Justin Pombrio

Lights Out

I discovered a variant of the lights-out puzzle which I find strangely addicting. The board is large (12 by 12). Pressing a light toggles it as well as its neighbors. On the N‘th level, the computer “presses” 4N lights at random. Your task is to undo the presses. It is an exercise in pattern matching. The task gets more difficult at later levels as the overlapping patterns begin to look random, but at the same time you have more clicks available because the computer may choose a location more than once (and pressing a light an even number of times is the same as not pressing it at all). If you learned to beat the game, you would be able to solve the 12x12 lights-out puzzle.

Notice that the order of clicks is unimportant (the operation is commutative), and that clicking a location K times is the same as clicking it K%2 times. Thus a solution can be described by a bitmap over the board.

And the source (uses Pygame):

import pygame
import random
from pygame.locals import *

'''
A strangely addicting game, based on the Lights Out puzzle.

Justin Pombrio, 2009
'''

START_LEVEL = 1
DIFFICULTY_INCREASE = 4

BACKGROUND = pygame.Color(130, 130, 130)
CELL_SIZE = 64
GRID_SIZE = (12, 12)

TOP_HEIGHT = 60
LINE_WIDTH = 2
LIGHT_BORDER = 4
INNER_LIGHT_BORDER = 16

TOP_COLOR = pygame.Color(240, 240, 240)
LINE_COLOR = pygame.Color(80, 60, 40)
CELL_COLOR = pygame.Color(160, 130, 80)
LIGHT_COLOR = pygame.Color(150, 30, 30)
INNER_LIGHT_COLOR = pygame.Color(160, 35, 35)

TEXT_COLOR = pygame.Color(0, 0, 0)
TEXT_SIZE = 26
TEXT_POSITIONS = [(20, 20), (200, 20), (400, 20)]

class Grid:
    def __init__(self, size):
        self.width = size[0]
        self.height = size[1]
        self.lights = [[False for y in range(self.height)]
                       for x in range(self.width)]

    def clear(self):
        for x in range(self.width):
            for y in range(self.height):
                self.lights[x][y] = False

    def valid(self, light):
        x, y = light
        return x >= 0 and y >= 0 and x < self.width and y < self.height

    def toggle(self, light):
        if self.valid(light):
            x, y = light
            self.lights[x][y] = not self.lights[x][y]

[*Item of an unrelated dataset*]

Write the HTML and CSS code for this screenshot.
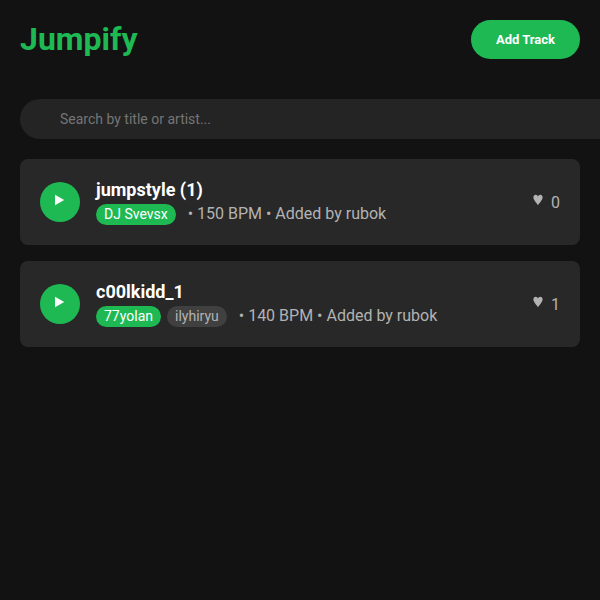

    def press_random(self):
        """Press a random cell."""
        x = random.randrange(0, GRID_SIZE[0])
        y = random.randrange(0, GRID_SIZE[1])
        self.press((x, y))

    def press(self, light):
        x, y = light
        affected_lights = [(x, y), (x-1, y), (x+1, y), (x, y-1), (x, y+1)]
        for light in affected_lights:
            self.toggle(light)

    def empty(self):
        for x in range(GRID_SIZE[0]):
            for y in range(GRID_SIZE[1]):
                if self.lights[x][y]:
                    return False
        return True

    def full(self):
        for x in range(GRID_SIZE[0]):
            for y in range(GRID_SIZE[1]):
                if not self.lights[x][y]:
                    return False
        return True


class Game:
    def __init__(self):
        pygame.init()
        
        self.grid = Grid(GRID_SIZE)
        self.font = pygame.font.Font(pygame.font.get_default_font(), TEXT_SIZE)
        
        screen_size = (CELL_SIZE*GRID_SIZE[0],
                       CELL_SIZE*GRID_SIZE[1] + TOP_HEIGHT)
        self.screen = pygame.display.set_mode(screen_size)

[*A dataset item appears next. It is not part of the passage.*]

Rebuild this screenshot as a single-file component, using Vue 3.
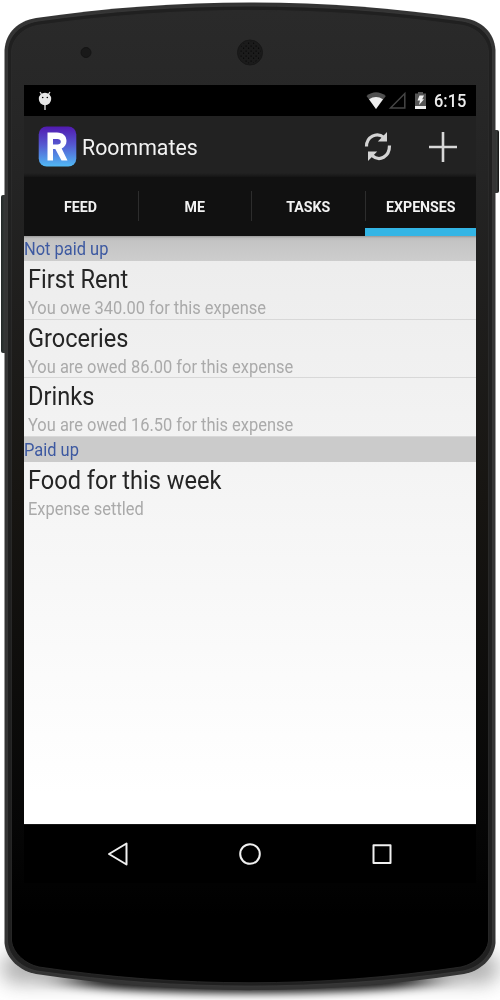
<script setup>
const tabs = ['FEED', 'ME', 'TASKS', 'EXPENSES']
const groups = [
  {
    title: 'Not paid up',
    items: [
      { name: 'First Rent', detail: 'You owe 340.00 for this expense' },
      { name: 'Groceries', detail: 'You are owed 86.00 for this expense' },
      { name: 'Drinks', detail: 'You are owed 16.50 for this expense' },
    ],
  },
  { title: 'Paid up', items: [{ name: 'Food for this week', detail: 'Expense settled' }] },
]
</script>

<template>
  <div class="phone">
    <svg class="body" viewBox="0 0 500 1000" width="500" height="1000" aria-hidden="true">
      <defs>
        <linearGradient id="face" x1="0" y1="0" x2="0" y2="1">
          <stop offset="0" stop-color="#2a2a2a" />
          <stop offset="0.17" stop-color="#242424" />
          <stop offset="0.5" stop-color="#171512" />
          <stop offset="0.84" stop-color="#060606" />
          <stop offset="0.93" stop-color="#000" />
          <stop offset="1" stop-color="#000" />
        </linearGradient>
        <linearGradient id="key" x1="0" y1="0" x2="1" y2="0">
          <stop offset="0" stop-color="#222827" />
          <stop offset="0.6" stop-color="#373a39" />
          <stop offset="1" stop-color="#111" />
        </linearGradient>
        <pattern id="holes" width="5" height="5" patternUnits="userSpaceOnUse">
          <rect x="0.5" y="0.5" width="1.200" height="1.200" fill="#050505" />
          <rect x="3" y="2.6" width="1.200" height="1.200" fill="#050505" />
        </pattern>
        <filter id="wide" x="-20%" y="-100%" width="140%" height="300%">
          <feGaussianBlur stdDeviation="10 9" />
        </filter>
        <filter id="soft" x="-20%" y="-100%" width="140%" height="300%">
          <feGaussianBlur stdDeviation="20 4" />
        </filter>
      </defs>
      <rect x="2" y="952" width="496" height="32" rx="14" fill="#777" opacity=".55" filter="url(#wide)" />
      <ellipse cx="250" cy="981" rx="180" ry="12" fill="#000" opacity=".9" filter="url(#soft)" />
      <rect x="1" y="195" width="6" height="158" rx="2" fill="url(#key)" />
      <rect x="493" y="130" width="6" height="63" rx="2" fill="url(#key)" />
      <path d="M4.5 50 C6 32 18 21 36 18 C178 -2.8 322 -2.8 464 18 C482 21 494 32 495.5 50 V943 C494 959 480 971 464 974 C322 995.500 178 995.500 36 974 C20 971 6 959 4.500 943Z" fill="#343434" />
      <path d="M7.500 50 C9 35 20 24 38 21 C179 1 321 1 462 21 C480 24 491 35 492.500 50 V942 C491 957 478 968 463 971 C321 991 179 991 37 971 C22 968 9 957 7.500 942Z" fill="#202020" stroke="#3c3c3c" stroke-width=".7" />
      <path d="M11.500 52 C12 39 23 27 40 25 C180 5.500 320 5.500 460 25 C477 27 488 39 488.500 52 V941 C487 953 475 964 461 967 C320 988 180 988 39 967 C25 964 13 953 11.500 941Z" fill="url(#face)" stroke="#2c2c2c" stroke-width=".8" />
      <circle cx="86" cy="52.500" r="5" fill="#191919" stroke="#141414" />
      <circle cx="250" cy="52.500" r="12.500" fill="#1b1b1b" stroke="#171717" />
      <circle cx="250" cy="52.500" r="11" fill="url(#holes)" />
    </svg>

    <main class="screen">
      <div class="status">
        <svg class="bug" viewBox="0 0 14 22" width="14" height="22">
          <path d="M2 2 4 5M12 2 10 5M7 15v5" stroke="#ddd" stroke-width="1.300" />
          <circle cx="7" cy="9" r="6.200" fill="#e6e6e6" />
          <circle cx="4.700" cy="7.500" r=".8" /><circle cx="9.300" cy="7.500" r=".8" />
        </svg>
        <svg class="signals" viewBox="0 0 64 20" width="64" height="20">
          <path d="M0.500 5 Q10 -2.500 19.800 5 L10 18Z" fill="#505050" />
          <path d="M3 8.200 Q10 3.800 17 8.200 L10 18Z" fill="#efefef" />
          <path d="M24.500 17 38.800 2.500V17Z" fill="none" stroke="#454545" stroke-width="1.500" />
          <path d="M49 2.500h3V1h5v1.500h3V18H49Z" fill="#555" />
          <path d="M49 15h11v3H49Z" fill="#eee" />
          <path d="M53.500 4.500h4.500l-1.800 3.700H58l-5 5.800 1-4.500h-2.500Z" fill="#f1f1f1" />
        </svg>
        <span class="clock">6:15</span>
      </div>

      <header class="bar">
        <svg class="logo" viewBox="0 0 39 41" width="39" height="41">
          <defs>
            <linearGradient id="logo-fill" x1="0" y1="0" x2="0" y2="1">
              <stop offset="0" stop-color="#5119b0" />
              <stop offset=".45" stop-color="#5558d0" />
              <stop offset="1" stop-color="#51b9f5" />
            </linearGradient>
          </defs>
          <rect x=".7" y=".5" width="37.600" height="40" rx="8" fill="url(#logo-fill)" />
          <path fill-rule="evenodd" d="M9.500 6.500H19C25 6.500 28.500 10 28.500 15C28.500 18.500 26.500 21.300 23.700 22.500L29.500 34.500H23.500L17.300 23H15V34.500H9.500ZM15 13V18.500H19.500C21.500 18.500 22.800 17.500 22.800 15.700C22.800 14 21.500 13 19.500 13Z" fill="#fff" />
        </svg>
        <h1>Roommates</h1>
        <svg class="sync" viewBox="0 0 28 32" width="28" height="32">
          <path d="M2.500 15.500C2.500 6 12.500 0.500 20 6.500M25.500 14.500C25.500 26 15.500 31 8 24.500" fill="none" stroke="#d4d4d4" stroke-width="3.200" />
          <path d="M23 1v9.500h-9.200ZM4 30v-9.500h9.200Z" fill="#d4d4d4" />
        </svg>
        <svg class="plus" viewBox="0 0 28 30" width="28" height="30">
          <path d="M14 0V30M0 15H28" stroke="#d8d8d8" stroke-width="2.600" />
        </svg>
      </header>

      <nav class="tabs">
        <div v-for="(tab, i) in tabs" :key="tab" class="tab" :class="{ active: i === 3 }"><span>{{ tab }}</span></div>
      </nav>

      <section class="list">
        <template v-for="group in groups" :key="group.title">
          <h2><span>{{ group.title }}</span></h2>
          <article v-for="item in group.items" :key="item.name">
            <h3>{{ item.name }}</h3>
            <p>{{ item.detail }}</p>
          </article>
        </template>
      </section>

      <footer class="nav">
        <svg viewBox="0 0 24 26" width="24" height="26"><path d="M3 13 20.500 2.500V23.500Z" /></svg>
        <svg viewBox="0 0 24 26" width="24" height="26"><circle cx="12" cy="13" r="9.800" /></svg>
        <svg viewBox="0 0 24 26" width="24" height="26"><rect x="3.500" y="4.300" width="17" height="17.700" /></svg>
      </footer>
    </main>
  </div>
</template>

<style>
body { margin: 0; background: #fff; }
</style>

<style scoped>
.phone {
  position: relative;
  width: 500px;
  height: 1000px;
  box-sizing: border-box;
  padding: 85px 24px 0;
  overflow: hidden;
  font-family: Roboto, "Liberation Sans", sans-serif;
}
.body { position: absolute; inset: 0; }
.screen { position: relative; width: 452px; height: 799px; display: flex; flex-direction: column; }
svg { display: block; flex: none; }
h1, h2, h3, p { margin: 0; font-weight: 400; white-space: nowrap; }
h1, h3, p, h2 span, .clock { transform: scaleX(.935); transform-origin: 0 50%; }
.status { height: 31px; flex: none; background: #000; display: flex; align-items: center; }
.bug { margin-left: 14px; }
.signals { margin-left: auto; margin-right: 4px; }
.clock { color: #ececec; font-size: 17.6px; font-weight: 500; width: 42px; line-height: 31px; padding-top: 2px; }
.bar { height: 61px; flex: none; box-sizing: border-box; background: linear-gradient(#222 0 57px, #151515 61px); display: flex; align-items: center; padding-left: 14px; }
.logo { margin-right: 4.5px; }
h1 { color: #f2f2f2; font-size: 22.8px; line-height: 30px; padding-top: 2px; }
.sync { margin-left: auto; margin-right: 37px; }
.plus { margin-right: 19px; }
.tabs { height: 59px; flex: none; background: #111; display: grid; grid-template-columns: 115px 113px 114px 110px; }
.tab {
  display: flex;
  align-items: center;
  justify-content: center;
  box-sizing: border-box;
  padding-right: 2px;
  color: #f2f2f2;
  font-size: 15px;
  font-weight: 700;
  background: linear-gradient(#2d2d2d, #2d2d2d) right 14px / 1px 30px no-repeat;
}
.tab span { transform: scaleX(.945); }
.tab.active { background: linear-gradient(#33b5e5, #33b5e5) bottom / 100% 8px no-repeat; margin-left: -1px; padding: 0 0 0 1px; }
.list { height: 588px; flex: none; background: linear-gradient(#ececec, #f5f5f5 45%, #fff 95%); }
h2 { height: 25px; box-sizing: border-box; background: #cbcbcb; color: #3d59a1; font-size: 17.6px; line-height: 26px; }
h2 span { display: block; }
h2:first-child { background: linear-gradient(#999, #bcbcbc 2px, #c4c4c4 5px, #cdcdcd); }
article { height: 58.5px; box-sizing: border-box; padding: 3px 0 0 4px; border-bottom: 1px solid #d8d8d8; }
article:last-child { border: 0; }
h3 { color: #252525; font-size: 25px; line-height: 32px; transform: scaleX(.943); }
p { color: #aaa; font-size: 17.6px; line-height: 24px; }
.nav { height: 59px; flex: none; background: #000; display: flex; justify-content: center; align-items: center; gap: 108px; border-top: 1px solid #161616; box-sizing: border-box; }
.nav svg { fill: none; stroke: #f0f0f0; stroke-width: 2; stroke-linejoin: round; }
</style>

        self.max_level = 0
        self.load_level(START_LEVEL)
        while True:
            for event in pygame.event.get():
                if event.type == pygame.QUIT:
                    return
                elif event.type == pygame.KEYDOWN:
                    if event.key == pygame.K_ESCAPE:
                        return
                elif event.type == pygame.MOUSEBUTTONDOWN:
                    if event.button == 1: # Left click
                        self.press(event.pos)

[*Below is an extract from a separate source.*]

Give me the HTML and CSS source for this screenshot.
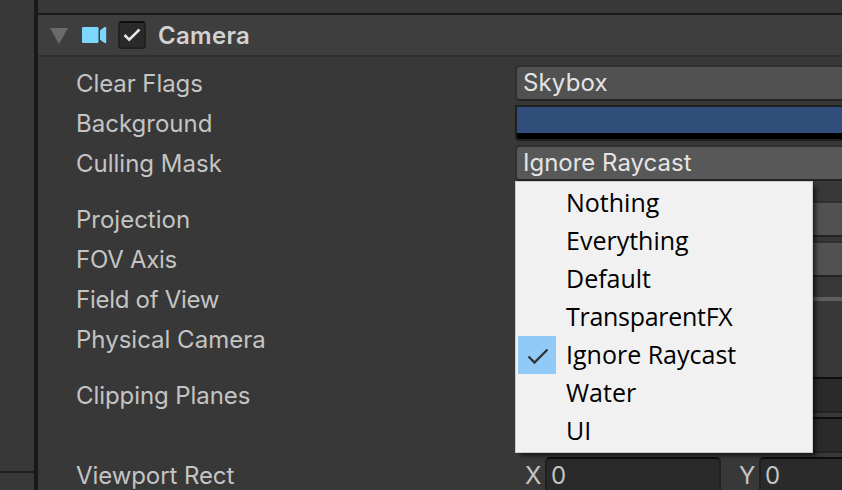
FILE: index.html
```html
<!DOCTYPE html>
<html lang="en">
<head>
<meta charset="utf-8">
<title>Camera</title>
<link rel="stylesheet" href="styles.css">
</head>
<body>
<div class="editor">
  <aside class="side"><div class="side-foot"></div></aside>
  <main class="inspector">
    <header class="component">
      <svg class="fold" width="18" height="16" viewBox="0 0 18 16"><path d="M0 0h18L9 16z" fill="#6b6b6b"/></svg>
      <svg class="camera" width="26" height="16" viewBox="0 0 26 16"><rect width="16.500" height="16" rx="1.300" fill="#7fd6fd"/><path d="M18 4q0-.8.800-1.200L22.500 0H24.200V16h-1.700L18.800 13.200Q18 12.800 18 12z" fill="#7fd6fd"/></svg>
      <span class="toggle"><svg width="18" height="14" viewBox="0 0 18 14"><path d="M1.500 7l4.700 4.700L16.500 1.500" fill="none" stroke="#e8e8e8" stroke-width="2.500"/></svg></span>
      <h1>Camera</h1>
    </header>
    <div class="props">
      <div class="row"><label>Clear Flags</label><div class="drop">Skybox</div></div>
      <div class="row"><label class="snug">Background</label><div class="color"></div></div>
      <div class="row"><label class="snug">Culling Mask</label><div class="drop open">Ignore Raycast
        <ul class="menu">
          <li>Nothing</li>
          <li>Everything</li>
          <li>Default</li>
          <li class="tight">TransparentFX</li>
          <li><svg class="tick" width="38" height="38" viewBox="0 0 38 38"><path d="M10.500 20.500l6 6L29.500 13.500" fill="none" stroke="#333" stroke-width="2.300"/></svg>Ignore Raycast</li>
          <li>Water</li>
          <li>UI</li>
        </ul></div></div>
      <div class="row group"><label class="snug">Projection</label><div class="drop"></div></div>
      <div class="row"><label class="tight">FOV Axis</label><div class="drop"></div></div>
      <div class="row"><label class="tight">Field of View</label><div class="track"></div></div>
      <div class="row"><label class="snug">Physical Camera</label></div>
      <div class="row group"><label>Clipping Planes</label><div class="input"></div></div>
      <div class="row"><label></label><div class="input"></div></div>
      <div class="row"><label>Viewport Rect</label><div class="pair"><span class="axis">X</span><div class="input">0</div><span class="axis y">Y</span><div class="input">0</div></div></div>
    </div>
  </main>
</div>
</body>
</html>
```
FILE: styles.css
```css
* { box-sizing: border-box; }
body {
  margin: 0;
  overflow: hidden;
  background: #383838;
  color: #c4c4c4;
  font: 24px/36px Inter, "Liberation Sans", sans-serif;
}
.editor { display: flex; width: 842px; height: 490px; overflow: hidden; }
.side {
  display: flex;
  align-items: flex-end;
  flex: 0 0 38px;
  border-right: 4px solid #191919;
}
.side-foot { width: 100%; height: 19px; border-top: 2px solid #202020; }
.inspector { flex: 1; min-width: 0; padding-top: 13px; }
.component {
  display: flex;
  align-items: center;
  height: 44px;
  padding-left: 12px;
  border-top: 2px solid #1a1a1a;
  border-bottom: 2px solid #303030;
  background: #3e3e3e;
}
.fold { margin-top: 1px; }
.camera { margin-left: 14px; }
.toggle {
  display: flex;
  align-items: center;
  justify-content: center;
  width: 28px;
  height: 28px;
  margin-left: 10px;
  border: 2px solid #212121;
  border-top-color: #0d0d0d;
  border-radius: 4px;
  background: #2a2a2a;
}
h1 { margin: 2px 0 0 12px; font-size: 24px; font-weight: 600; line-height: 36px; color: #d2d2d2; letter-spacing: .3px; }
.props { display: flex; flex-direction: column; gap: 4px; padding: 8px 0 0 38px; }
.row { display: grid; grid-template-columns: 439px 1fr; height: 36px; }
.row.group { margin-top: 16px; }
label { padding-top: 1px; white-space: nowrap; letter-spacing: -.08px; }
.snug { letter-spacing: 0; }
.tight { letter-spacing: -.28px; }
.drop {
  position: relative;
  height: 36px;
  padding-left: 6px;
  border: 2px solid #303030;
  border-right: 0;
  border-bottom-color: #242424;
  border-radius: 5px 0 0 5px;
  background: #515151;
  color: #e4e4e4;
  line-height: 32px;
  letter-spacing: .15px;
}
.drop.open { background: #585858; letter-spacing: 0; }
.color { height: 36px; border: 2px solid #202020; border-right: 0; border-bottom-left-radius: 4px; background: linear-gradient(#314d79 26px, #000 26px); }
.track { align-self: center; height: 4px; margin-top: -2px; background: #5e5e5e; }
.input {
  height: 36px;
  padding-left: 5px;
  border: 2px solid #212121;
  border-top-color: #0d0d0d;
  border-radius: 5px;
  background: #2a2a2a;
  line-height: 34px;
}
.pair { display: grid; grid-template-columns: 30px 176px 38px 1fr; }
.pair .input { padding-left: 4px; }
.axis { padding: 1px 0 0 10px; }
.axis.y { padding-left: 18px; }
.pair .input:last-child, .row > .input { border-right: 0; border-radius: 5px 0 0 5px; }
.menu {
  position: absolute;
  z-index: 1;
  top: 34px;
  left: -2px;
  width: 298px;
  height: 272px;
  margin: 0;
  padding: 2px;
  border: 1px solid #ccc;
  background: #f1f1f1;
  box-shadow: 4px 4px 4px -1px rgba(0, 0, 0, .55);
  color: #000;
  font: 25px/36px "Open Sans", "Noto Sans", sans-serif;
  letter-spacing: 0;
  list-style: none;
}
.menu li { position: relative; height: 38px; padding-left: 48px; }
.tick { position: absolute; top: 0; left: 0; background: #91c9f7; }
```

    def to_cell(self, pos):
        return (int(pos[0]/CELL_SIZE), int((pos[1] - TOP_HEIGHT)/CELL_SIZE))

    def to_screen(self, pos):
        return (pos[0]*CELL_SIZE, pos[1]*CELL_SIZE + TOP_HEIGHT)

    def draw(self):
        self.screen.fill(LINE_COLOR)
        top = pygame.Rect(0, 0, self.screen.get_width(), TOP_HEIGHT)
        pygame.draw.rect(self.screen, TOP_COLOR, top)
        for x in range(GRID_SIZE[0]):
            for y in range(GRID_SIZE[1]):
                self.draw_cell(x, y, self.grid.lights[x][y])
        self.draw_text("Level: " + str(self.level), TEXT_POSITIONS[0])
        self.draw_text("Clicks left: " + str(self.clicks), TEXT_POSITIONS[1])
        self.draw_text("Best level: " + str(self.max_level), TEXT_POSITIONS[2])
        pygame.display.flip()

    def _get_rect(self, pos, border):
        return pygame.Rect(pos[0] + border, pos[1] + border,
                           CELL_SIZE - 2*border, CELL_SIZE - 2*border)

    def draw_cell(self, x, y, is_on):
        pos = self.to_screen((x, y))
        rect = self._get_rect(pos, LINE_WIDTH)
        light_rect = self._get_rect(pos, LIGHT_BORDER)
        inner_light_rect = self._get_rect(pos, INNER_LIGHT_BORDER)
        pygame.draw.rect(self.screen, CELL_COLOR, rect)
        if is_on:
            pygame.draw.ellipse(self.screen, LIGHT_COLOR, light_rect)

    def draw_text(self, text, pos):
        text_image = self.font.render(text, True, TEXT_COLOR)
        self.screen.blit(text_image, pos)

    def press(self, pos):
        cell = self.to_cell(pos)
        if self.grid.valid(cell):
            self.clicks = self.clicks - 1
        self.grid.press(self.to_cell(pos))
        self.draw()
        if self.grid.empty() or self.grid.full():
            self.load_level(self.level + 1)
        elif self.clicks == 0:
            self.load_level(self.level - 1)
        
    def load_level(self, level):
        self.clicks = 0
        self.level = level
        self.max_level = max(level, self.max_level)
        difficulty = DIFFICULTY_INCREASE*level
        self.clicks = difficulty
        self.grid.clear()
        for i in range(difficulty):
            self.grid.press_random()
        self.draw()


if __name__ == '__main__':
    game = Game()
    pygame.quit()